Sunday, December 05, 2004

Texas Legislature Does "Enhancements"

The Texas Legislature loves to increase criminal penalties. The capitol euphemism for penalty increases is "enhancements," as in, "I'm going to enhance the penalty for meth production."

Every time they do that, it causes some future Legislature down the the line to increase spending to pay for incarcerating more people.


Yesterday
Grits argued that "now this politically expedient, completely bipartisan hobby is running up against budget reality, and finally it appears the relevant committees in both chambers, at least, understand they can't keep doing that." Nearly as soon as I'd posted it, though, I realized that wasn't the whole story. Certainly the Senate Criminal Justice Committee (or at least its current membership, which includes Senate Finance Chair Steve Ogden) now understands the situation, and largely the relevant House committees do too, in my judgment. Between them, maybe they can slow down the train.

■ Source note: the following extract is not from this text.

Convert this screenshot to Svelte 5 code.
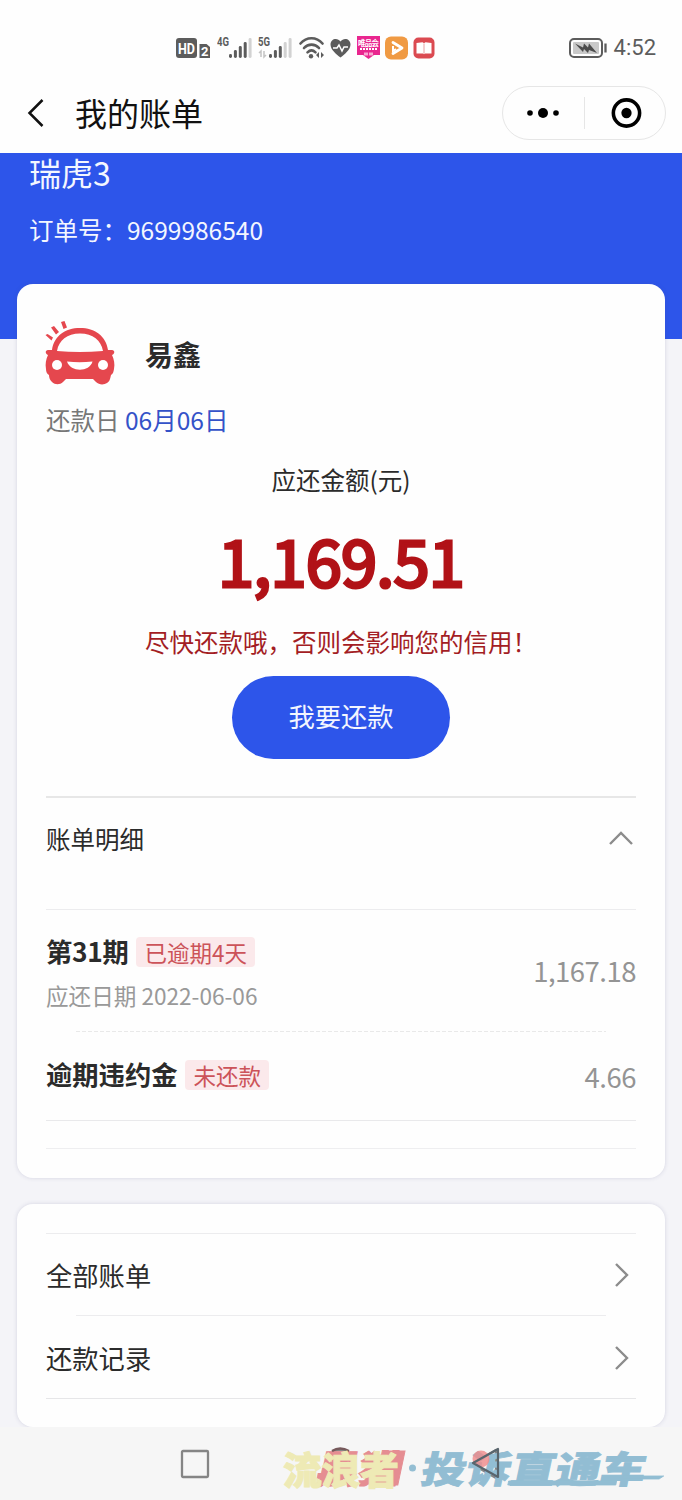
<script lang="ts">
  const orderNo = '9699986540';
  const signalBars = [4, 8, 12, 16, 20];

  const details = [
    { title: '第31期', tag: '已逾期4天', due: '应还日期 2022-06-06', amount: '1,167.18' },
    { title: '逾期违约金', tag: '未还款', due: '', amount: '4.66' }
  ];

  const links = ['全部账单', '还款记录'];
</script>

<div class="screen">
  <div class="status">
    <div class="status-icons">
      <svg class="hd" width="35" height="24" viewBox="0 0 35 24">
        <rect x="0" y="2" width="21" height="20" rx="3" fill="#5c5c5c" />
        <text x="10.5" y="17.5" font-size="15" font-weight="700" fill="#fff" text-anchor="middle" textLength="17" lengthAdjust="spacingAndGlyphs">HD</text>
        <path d="M23.500 8h7l3.500 3v11H23.500z" fill="#5c5c5c" />
        <text x="28.700" y="20" font-size="13" font-weight="700" fill="#fff" text-anchor="middle">2</text>
      </svg>
      {#each ['4G', '5G'] as net, n}
        <svg class="net{n}" width="36" height="24" viewBox="0 0 36 24">
          <text x="0" y="10" font-size="12" font-weight="700" fill="#5c5c5c" textLength="12" lengthAdjust="spacingAndGlyphs">{net}</text>
          {#each signalBars as h, i}
            <rect x={(n ? 11 : 12) + i * 4.9} y={22 - h} width="3" height={h} rx="1.4" fill={i > 3 - n ? '#d2d2d2' : '#5c5c5c'} />
          {/each}
          {#if n}
            <path d="M3 21v-6l-2 2M6 15v6l2-2" fill="none" stroke="#c4c4c4" stroke-width="1.5" />
          {/if}
        </svg>
      {/each}
      <svg class="wifi" width="26" height="24" viewBox="0 0 26 24">
        <g fill="none" stroke="#5c5c5c" stroke-width="2.6" stroke-linecap="round">
          <path d="M1.500 7.500c6-7 16-7 22 0" />
          <path d="M5 12c4-4.500 11-4.500 15 0" />
          <path d="M8.500 16.300c2.500-2.500 5.500-2.500 8 0" />
        </g>
        <circle cx="12" cy="20.300" r="2.200" fill="#5c5c5c" />
        <path d="M20 16v6l-3-3zM22 16v6l3-3z" fill="#5c5c5c" />
      </svg>
      <svg class="heart" width="21" height="24" viewBox="0 0 21 24">
        <path d="M10.500 21.500C6 18 .5 13.500.5 8.500c0-6 7-7.500 10-3 3-4.500 10-3 10 3 0 5-5.500 9.500-10 13z" fill="#5c5c5c" />
        <path d="M3 12h4l2-3 3 6 2-4h4" fill="none" stroke="#fff" stroke-width="1.500" />
      </svg>
      <svg class="shop" width="23" height="24" viewBox="0 0 23 24">
        <path d="M0 0h23v19h-6l-5.500 4-5.500-4H0z" fill="#e9268f" />
        <text x="11.500" y="9.500" font-size="7.500" font-weight="700" fill="#fff" text-anchor="middle" textLength="21">唯品会</text>
        <path d="M3 13h17" stroke="#fff" stroke-width="2" stroke-dasharray="2 1" />
        <path d="M7 18h9" stroke="#f9a6d2" stroke-width="3" stroke-dasharray="4 1" />
      </svg>
      <svg class="play" width="23" height="24" viewBox="0 0 23 24">
        <rect y=".5" width="23" height="23" rx="6" fill="#f09a43" />
        <path d="M8 6.500l9 5.500-9 5.500" fill="none" stroke="#fff" stroke-width="2.800" stroke-linejoin="round" stroke-linecap="round" />
        <path d="M8 10v5l3-2" fill="none" stroke="#fff" stroke-width="2" />
      </svg>
      <svg class="book" width="22" height="24" viewBox="0 0 22 24">
        <rect x=".5" y="1.500" width="21" height="21" rx="5" fill="#db4a51" />
        <path d="M3.500 7l6-.8 1.500 1 1.500-1 6 .8v10.500h-6.700l-.8.800-.8-.8H3.500z" fill="#fff" />
        <path d="M11 7.500v10" stroke="#e8a0a3" />
      </svg>
    </div>
    <div class="clock">
      <svg width="38" height="20" viewBox="0 0 38 20">
        <rect x="1" y="1" width="32" height="18" rx="4" fill="#fff" stroke="#5c5c5c" stroke-width="2" />
        <rect x="4" y="4" width="26" height="12" rx="1" fill="#c9c9c9" />
        <path d="M6 5.500l8 4 1-4 4 4 1-4 8 9.500-8-3-1 3-4-4-1 3z" fill="#4c4c4c" />
        <path d="M36.500 5.500v9" stroke="#5c5c5c" stroke-width="2.300" />
      </svg>
      <span>4:52</span>
    </div>
  </div>

  <header>
    <svg class="back" width="18" height="30" viewBox="0 0 18 30">
      <path d="M15.500 2L2.500 15l13 13" fill="none" stroke="#111" stroke-width="2.500" />
    </svg>
    <h1>我的账单</h1>
    <div class="capsule">
      <svg width="81" height="52" viewBox="0 0 81 52">
        <circle cx="27" cy="26" r="2.800" />
        <circle cx="40" cy="26" r="5" />
        <circle cx="53" cy="26" r="2.800" />
      </svg>
      <svg class="close" width="81" height="32" viewBox="0 0 81 32">
        <circle cx="42" cy="16" r="13.300" fill="none" stroke="#000" stroke-width="3.600" />
        <circle cx="42" cy="16" r="5.200" />
      </svg>
    </div>
  </header>

  <div class="banner">
    <div class="product">瑞虎3</div>
    <div class="order">订单号：{orderNo}</div>
  </div>

  <main>
    <section class="card bill">
      <div class="brand">
        <svg width="72" height="68" viewBox="0 0 72 68">
          <g fill="#e5474e">
            <path fill-rule="evenodd" d="M8 29C10 15 21 7 36 7s26 8 28 22h4c3 0 3 4 0 5 2 4 3 9 2 14-.5 3-1 5-3 6-1 4-1 6-4 8-3 2-8 2-11-1l-3-3H22l-3 3c-3 3-8 3-11 0-2-2-3-4-3-7-2-1-3-3-3-6-1-5 0-10 2-14-3-1-3-5 0-5zM13 30q22.500 2 46 0C57 19 49 12.500 36 12.500S15 19 13 30z" />
            <path d="M1.500 14l2-1 5.500 3.500-1.500 3zM7 6.500l3-1.500 5 6-3 2.500zM17 1l3.500-1L23 6.500 19.500 8z" />
          </g>
          <circle cx="13" cy="44" r="5" fill="#fff" />
          <circle cx="59" cy="44" r="5" fill="#fff" />
          <path d="M23 40.500q12.500 1.500 25.500 0c-3 11-22 11-25.500 0z" fill="#fff" />
        </svg>
        <strong>易鑫</strong>
      </div>
      <div class="repay-day">还款日 <span>06月06日</span></div>
      <div class="amount-label">应还金额(元)</div>
      <div class="amount">1,169.51</div>
      <div class="warning">尽快还款哦，否则会影响您的信用！</div>
      <button>我要还款</button>

      <div class="detail-head">
        <span>账单明细</span>
        <svg width="26" height="16" viewBox="0 0 26 16">
          <path d="M2 14L13 3l11 11" fill="none" stroke="#8c8c8c" stroke-width="2.400" />
        </svg>
      </div>
      {#each details as item}
        <div class="detail" class:short={!item.due}>
          <div>
            <div class="detail-title">
              <strong>{item.title}</strong>
              <span class="tag">{item.tag}</span>
            </div>
            {#if item.due}
              <div class="due">{item.due}</div>
            {/if}
          </div>
          <span class="price">{item.amount}</span>
        </div>
      {/each}
      <div class="spacer"></div>
    </section>

    <section class="card menu">
      {#each links as link}
        <div class="link">
          <span>{link}</span>
          <svg width="16" height="26" viewBox="0 0 16 26">
            <path d="M2 2l11 11L2 24" fill="none" stroke="#8c8c8c" stroke-width="2.400" />
          </svg>
        </div>
      {/each}
    </section>
  </main>

  <nav>
    <svg width="30" height="30" viewBox="0 0 30 30">
      <rect x="2" y="2" width="26" height="26" rx="1" />
    </svg>
    <svg width="32" height="32" viewBox="0 0 32 32">
      <circle cx="16" cy="16" r="14" />
    </svg>
    <svg width="30" height="32" viewBox="0 0 30 32">
      <path d="M26 2v28L2 16z" stroke-linejoin="round" />
    </svg>
    <svg class="watermark" width="412" height="60" viewBox="270 1440 412 60">
      <g transform="translate(0 1484) skewX(-12)" font-weight="900">
        <g class="red">
          <text x="314" y="-1" font-size="38" textLength="84" lengthAdjust="spacingAndGlyphs">黑猫</text>
          <path d="M378-33h20V1h-20z" />
        </g>
        <g class="blue">
          <text x="419" y="-1" font-size="37" textLength="224" lengthAdjust="spacingAndGlyphs">投诉直通车</text>
          <path d="M508-3h108v4H508zM622-8h40l-4 3h-36z" />
        </g>
      </g>
      <path d="M332 1451q8-5 17 0" fill="none" stroke="#76595b" stroke-width="2.300" />
      <circle cx="412.500" cy="1468" r="3.500" fill="#94bed3" />
      <circle cx="481" cy="1459" r="8.500" fill="#f08a8a" opacity=".8" />
      <path d="M498 1449v28l-25-14z" fill="none" stroke="#59656d" stroke-width="2.200" stroke-linejoin="round" />
      <text class="yellow" x="283" y="1484" font-size="38" font-weight="900" textLength="116" lengthAdjust="spacingAndGlyphs">流浪者</text>
    </svg>
  </nav>
</div>

<style>
  :global(body) {
    margin: 0;
    background: #f4f4f8;
  }

  .screen {
    width: 682px;
    height: 1500px;
    display: flex;
    flex-direction: column;
    overflow: hidden;
    background: #f4f4f8;
    color: #2b2b2b;
    font-family: 'Noto Sans CJK SC', sans-serif;
  }

  .screen * {
    box-sizing: border-box;
  }

  svg {
    display: block;
    flex: none;
  }

  .status {
    height: 80px;
    padding: 15px 26px 0 176px;
    display: flex;
    align-items: center;
    justify-content: space-between;
    background: #fefefe;
  }

  .status-icons,
  .clock {
    display: flex;
    align-items: center;
  }

  .status-icons text {
    font-family: 'Roboto', 'Noto Sans CJK SC', sans-serif;
  }

  .net0 {
    margin-left: 6px;
  }

  .net1 {
    margin-left: 5px;
  }

  .wifi {
    margin-left: 5px;
  }

  .heart {
    margin-left: 5px;
  }

  .shop {
    margin-left: 6px;
  }

  .play,
  .book {
    margin-left: 5px;
  }

  .clock {
    gap: 7px;
    color: #5c5c5c;
    font: 22px/26px Roboto, sans-serif;
  }

  header {
    height: 73px;
    padding: 0 16px 7px 27px;
    display: flex;
    align-items: center;
    background: #fefefe;
  }

  h1 {
    margin: 0 0 2px 30px;
    font-size: 32px;
    line-height: 48px;
    font-weight: 400;
    color: #111;
  }

  .capsule {
    width: 164px;
    height: 54px;
    margin-left: auto;
    display: flex;
    align-items: center;
    border: 1px solid #e6e6e6;
    border-radius: 27px;
  }

  .close {
    border-left: 1px solid #e6e6e6;
  }

  .banner {
    height: 186px;
    padding: 0 29px;
    flex: none;
    background: #2d55ea;
    color: #f3f6ff;
  }

  .product {
    font-size: 32px;
    line-height: 38px;
  }

  .order {
    margin-top: 19px;
    font-size: 24.500px;
    line-height: 40px;
  }

  main {
    margin-top: -55px;
    padding: 0 17px;
    display: flex;
    flex-direction: column;
    gap: 26px;
  }

  .card {
    padding: 0 29px;
    border-radius: 16px;
    background: #fefefe;
    box-shadow: 0 0 4px rgba(70, 70, 130, 0.18);
  }

  .bill {
    height: 894px;
    display: flex;
    flex-direction: column;
  }

  .brand {
    height: 100px;
    padding-top: 37px;
    margin-left: -2px;
    display: flex;
    gap: 29px;
  }

  .brand strong {
    font-size: 28px;
    line-height: 66px;
  }

  .repay-day {
    margin-top: 16px;
    font-size: 24.500px;
    line-height: 40px;
    color: #777;
  }

  .repay-day span {
    color: #3452c8;
  }

  .amount-label {
    margin-top: 20px;
    font-size: 24.500px;
    line-height: 40px;
    text-align: center;
  }

  /* regular weight with a stroke keeps the digits narrow */
  .amount {
    height: 100px;
    margin-top: 9px;
    font-size: 65px;
    line-height: 100px;
    letter-spacing: -0.8px;
    color: #b11217;
    -webkit-text-stroke: 3.2px #b11217;
    text-align: center;
  }

  .warning {
    margin-top: 13px;
    font-size: 24.500px;
    line-height: 40px;
    color: #a31d24;
    text-align: center;
    white-space: nowrap;
  }

  button {
    width: 218px;
    height: 83px;
    margin: 14px auto 0;
    padding: 0 0 4px;
    border: 0;
    border-radius: 42px;
    background: #2d55ea;
    color: #f3f6ff;
    font-family: inherit;
    font-size: 26.300px;
  }

  .detail-head {
    height: 114px;
    margin-top: 37px;
    padding: 21px 2px 0 0;
    display: flex;
    justify-content: space-between;
    border-top: 2px solid #e7e7e7;
    border-bottom: 1px solid #ececee;
    font-size: 24.500px;
    line-height: 40px;
  }

  .detail-head svg {
    margin-top: 11px;
  }

  .detail {
    height: 122px;
    padding-top: 21px;
    display: flex;
    justify-content: space-between;
    background: repeating-linear-gradient(90deg, #e9e9e9 0 4px, transparent 4px 6px) 30px 100% / 530px 1px no-repeat;
  }

  .detail.short {
    height: 89px;
    padding-top: 22px;
    background: none;
    border-bottom: 1px solid #e9e9eb;
  }

  .detail-title {
    display: flex;
    align-items: center;
    gap: 8px;
    height: 42px;
    font-size: 26.300px;
  }

  .detail-title strong {
    line-height: 40px;
    margin-bottom: 2px;
    letter-spacing: -0.3px;
  }

  .short strong {
    letter-spacing: 0;
  }

  .tag {
    height: 30px;
    padding: 0 8px;
    border-radius: 4px;
    background: #fbe9eb;
    color: #cc5359;
    font-size: 22.500px;
    line-height: 31px;
  }

  .due {
    margin-top: 7px;
    font-size: 22.600px;
    line-height: 32px;
    color: #999;
  }

  .price {
    font-size: 27.500px;
    line-height: 40px;
    letter-spacing: -0.5px;
    margin-top: 19px;
    color: #949494;
  }

  .short .price {
    margin-top: 2px;
  }

  .spacer {
    height: 28px;
    border-bottom: 1px solid #eeeef0;
  }

  .menu {
    height: 223px;
    padding-top: 29px;
  }

  .link {
    height: 82px;
    padding-right: 6px;
    display: flex;
    align-items: center;
    justify-content: space-between;
    border-top: 1px solid #ececee;
    font-size: 26.300px;
  }

  .link span {
    margin-bottom: 1px;
  }

  .link + .link {
    height: 84px;
    padding-top: 2px;
    border-top: 0;
    border-bottom: 1px solid #e6e6e8;
    background: linear-gradient(#ececee, #ececee) 30px 0 / 530px 1px no-repeat;
  }

  nav {
    position: relative;
    height: 73px;
    margin-top: auto;
    padding: 0 182px 0 180px;
    display: flex;
    align-items: center;
    justify-content: space-between;
    background: #f6f6f6;
  }

  nav > svg:not(.watermark) {
    fill: none;
    stroke: #858585;
    stroke-width: 2.300;
  }

  .watermark {
    position: absolute;
    left: 270px;
    top: 13px;
    overflow: visible;
  }

  .red {
    fill: #e58d92;
    stroke: #e58d92;
    stroke-width: 1;
  }

  .blue {
    fill: #92bdd3;
    stroke: #92bdd3;
    stroke-width: 0.800;
  }

  .yellow {
    fill: #eeeab5;
    stroke: #eeeab5;
    stroke-width: 1;
  }
</style>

That doesn't mean at all, though, that the rest of the Texas Legislature has abandoned penalty enhancements. It's a biennial pastime too deeply engrained to be stopped by a couple of smart committee chairs. So far I've found 16 enhancement bills already filed, and I've not looked comprehensively at all the bills. By bill filing deadline in March we'll see several hundred. It's a bipartisan list, and includes folks with whom I agree on many other things:


In the House, enhancements have been filed by Representatives Corte, Callegari, Eissler, Todd Smith, Branch, Berman, Farrar, Truitt, and in the Senate by Senators Estes and Van de Putte.


Some of these bills will clearly be expensive for the state, especially those that increase a misdemeanor to a felony. County governments pay for misdemeanor incarceration costs, but state government must finance incarceration for felony prison terms.


That's what makes it so frustrating that bills like Rep. Frank Corte's
HB 13, which would make a second offense for selling alcohol to a minor a felony, don't get any cost figures attached to them. Democrat Jessica Farrar filed something similar on a different topic, HB 144, turning the second offense of burglarizing a vehicle into a felony. Historically, the Legislative Budget Board (LBB) has not attached a "fiscal note" to these types of bills, which means that, for budgeting purposes, it doesn't cost anything.

Other bills lengthen incarceration periods, like Rep. Leo Berman's
HB 163 (he's from my hometown of Tyler), which increases charges for forgery, credit or debit card abuse and certain types of identity theft from state jail felonies to 3rd degree felonies on the second conviction, allowing sentences up to ten years. SB 109, by Craig Estes, would enhance penalties for home meth cooks to a mandatory minimum 15 years if a child is on the premises, ignoring who will take care of the child once the parent is incarcerated!

Even Leticia Van de Putte, one of my favorite Democrats in the Senate, filed
SB 112 dramatically enhancing penalties for meth to the point where a small-time dealer could receive a life sentence on the first offense, and a first-time meth possession case involving less than a gram would become a third degree felony, allowing incarceration for 2-10 years instead of 9 months in a drug treatment program! How much more do you think that would cost?

LBB says it doesn't have the numbers to calculate how many people receive second convictions on second offenses, etc., or even how many people are busted for meth, so they can't make an estimate. I've seen the data they have to work with, and it's shameful but true that nobody knows how many offenses of crime X are committed in the state. The data just
isn't kept in a useful or retrievable way. As a result, though, Texas' prison budget is dying a death from a thousand cuts -- over the 1990s, it grew faster than any other portion of the state budget, including health care, mostly because of increasing penalties and declining parole rates.

I still don't think the criminal-justice related committees in the Texas Legislature will pass many enhancements this session. It makes no sense from the perspective of the public policy dilemmas facing them, although inevitably the day will come when a committee chair decides to trade this or that enhancement slipping through for something else they want. The biggest concern, though, will likely be members tacking penalty increases onto unrelated bills in other committees, or attaching amendments to legislation, especially on the House floor.


Hopefully budget pressures can cause what moral and ethical arguments have so far failed to achieve -- a re-evaluation of Texas' draconian criminal justice policies.

2 comments:

Anonymous said...

so did the bill to lenghten and toughen the state jail felony of credit card abuse pass to a third degree felony

Anonymous said...

Some of these Legislators do not have a clue. Prisons are full, the BPP does not do it's job and these idiots want to add more people to these conditions.

I would like for each of the to have to spend 6 months in one of the unair conditioned buildings and then decide on what bills they think are the most important. One Texas Senator from North Texas does not have a clue who the President is much less how to write a bill to present. Large head, no brain, just space. Someone take his #2 pencil away from him before he uses it to clean out his ear!